Often seen propping up the bar of television's most famous pub with his friend Len Fairclough - played by Peter Adamson - Harry was one of the Street's most popular characters and a role that Beavis found difficult to shake off after leaving the programme. "Harry was a something and nothing character and, because of that, everyone liked him," the actor explained.
Acting had not been the Liverpool-born star's first choice of career. After serving for three years in the Fleet Air Arm (1943-46) at the end of the Second World War, Beavis joined the accountants Price Waterhouse's Manchester office, before becoming company accountant for Industrial Models. After contracting TB he was admitted to a sanitorium in Shropshire for six months.
While convalescing back in Manchester, he took up amateur dramatics, working with such companies as the Little Theatre Guilds Unnamed Society. He made his stage debut as an ageing gardener in Man About the House but was soon taking leading roles. Eventually, he turned professional.
After arriving unannounced to see the Granada Television casting director Margaret Morris, he made his television debut in the popular situation comedy The Army Game, which made stars of Bill Fraser and Alfie Bass. He followed it up with roles in other Granada programmes such as Skyport, Knight Errant Limited, Biggles and On Trial.
Harry Elton, who produced Biggles, was instrumental in encouraging the writer Tony Warren to create a serial based on his knowledge of life in a working-class Northern backstreet. It eventually became Coronation Street, with Margaret Morris as its first casting director. Beavis was cast as shy widower Harry Hewitt and made his debut in the second episode of the serial, screened on 14 December 1960, five days after most of the original cast had been seen in the historic first broadcast.
The serial was an immediate hit and one of Harry's first dilemmas was the return of his 11-year-old daughter Lucille (Jennifer Moss), who wanted to live with him after a year in a council orphanage, following the death of her mother in a car crash. In 1961, Harry found new love with barmaid Concepta Riley (Doreen Keogh), they married and had a son, Christopher. When, in October 1962, the baby was kidnapped, it gave Coronation Street its most dramatic storyline to date and a then-record 21 million viewers.

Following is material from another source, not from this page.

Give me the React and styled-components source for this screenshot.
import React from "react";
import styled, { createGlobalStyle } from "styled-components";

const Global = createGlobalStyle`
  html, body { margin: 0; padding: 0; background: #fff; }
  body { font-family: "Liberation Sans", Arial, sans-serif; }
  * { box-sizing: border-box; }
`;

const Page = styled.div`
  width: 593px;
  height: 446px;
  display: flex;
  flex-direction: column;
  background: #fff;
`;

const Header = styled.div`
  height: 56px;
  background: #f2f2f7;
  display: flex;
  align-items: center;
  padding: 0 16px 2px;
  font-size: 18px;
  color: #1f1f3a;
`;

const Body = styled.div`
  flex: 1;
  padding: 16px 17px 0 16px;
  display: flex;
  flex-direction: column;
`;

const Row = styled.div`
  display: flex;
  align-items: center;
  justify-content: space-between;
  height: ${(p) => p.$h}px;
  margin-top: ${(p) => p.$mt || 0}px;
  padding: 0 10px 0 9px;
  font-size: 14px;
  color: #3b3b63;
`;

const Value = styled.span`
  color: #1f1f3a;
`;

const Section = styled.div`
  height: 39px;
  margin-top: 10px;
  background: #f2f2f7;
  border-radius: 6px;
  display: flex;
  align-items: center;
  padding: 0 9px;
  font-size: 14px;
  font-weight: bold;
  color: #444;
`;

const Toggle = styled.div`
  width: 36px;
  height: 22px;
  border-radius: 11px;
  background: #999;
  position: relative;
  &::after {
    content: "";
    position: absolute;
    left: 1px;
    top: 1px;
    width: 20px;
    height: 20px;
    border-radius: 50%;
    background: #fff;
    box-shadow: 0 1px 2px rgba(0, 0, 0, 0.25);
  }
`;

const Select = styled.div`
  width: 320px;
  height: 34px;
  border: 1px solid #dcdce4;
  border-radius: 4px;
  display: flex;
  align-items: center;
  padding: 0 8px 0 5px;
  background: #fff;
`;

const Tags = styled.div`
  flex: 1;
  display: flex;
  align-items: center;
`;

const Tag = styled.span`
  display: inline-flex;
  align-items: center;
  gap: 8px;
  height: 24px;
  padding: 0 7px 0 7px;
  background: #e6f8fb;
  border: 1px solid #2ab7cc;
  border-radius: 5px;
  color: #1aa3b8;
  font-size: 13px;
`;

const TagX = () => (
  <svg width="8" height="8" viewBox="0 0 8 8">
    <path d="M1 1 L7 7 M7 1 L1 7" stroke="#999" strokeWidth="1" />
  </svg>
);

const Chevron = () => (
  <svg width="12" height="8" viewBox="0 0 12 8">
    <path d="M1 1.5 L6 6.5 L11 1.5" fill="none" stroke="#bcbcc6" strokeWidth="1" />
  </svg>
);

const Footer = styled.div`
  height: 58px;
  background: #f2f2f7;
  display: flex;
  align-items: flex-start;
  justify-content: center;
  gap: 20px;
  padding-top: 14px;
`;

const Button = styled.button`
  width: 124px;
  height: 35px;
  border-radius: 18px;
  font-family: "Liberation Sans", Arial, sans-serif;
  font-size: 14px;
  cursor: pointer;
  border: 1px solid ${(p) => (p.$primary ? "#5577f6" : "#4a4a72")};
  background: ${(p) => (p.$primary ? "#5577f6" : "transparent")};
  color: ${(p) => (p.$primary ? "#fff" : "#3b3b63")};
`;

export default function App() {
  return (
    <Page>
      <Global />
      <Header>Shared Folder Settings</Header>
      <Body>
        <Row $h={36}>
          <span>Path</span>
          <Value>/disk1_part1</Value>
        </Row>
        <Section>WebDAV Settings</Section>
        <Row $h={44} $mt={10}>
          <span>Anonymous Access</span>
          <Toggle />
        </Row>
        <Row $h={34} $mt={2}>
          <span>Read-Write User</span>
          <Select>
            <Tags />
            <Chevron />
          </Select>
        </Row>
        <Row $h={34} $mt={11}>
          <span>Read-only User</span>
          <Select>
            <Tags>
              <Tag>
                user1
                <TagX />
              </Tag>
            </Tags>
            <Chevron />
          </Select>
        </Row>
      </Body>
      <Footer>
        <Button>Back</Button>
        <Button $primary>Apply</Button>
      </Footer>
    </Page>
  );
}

Two years later, Harry and Concepta were written out by axe-wielding new producer, Tim Aspinall. The couple returned briefly in 1967 for Elsie Tanner's second wedding, but another major drama saw Harry crushed to death after the reception when bricks used to jack up Len Fairclough's broken-down old van gave way as he was trying to repair it.
Although forever remembered as likeable Harry, Beavis acted in many programmes after leaving the Street. They included episodes of popular series such as Z Cars, Crown Court, Special Branch, The Liver Birds, No Honestly, The Onedin Line, The Enigma Files, Juliet Bravo, Shine on Harvey Moon, Truckers, Paradise Postponed, The Bill and Casualty.
On stage, Ivan Beavis acted in the West End and appeared with the Royal Shakespeare Company as Leonato in Much Ado about Nothing, Agamemnon in Troilus and Cressida, Lovewit in The Alchemist and Montague in Romeo and Juliet. He also toured New Zealand with Pat Phoenix (Coronation Street's Elsie Tanner) in Gaslight.
Ivan Beavis, actor: born Liverpool 22 April 1926; married 1956 Kathleen Atkins (one son, one daughter); died 24 December 1997.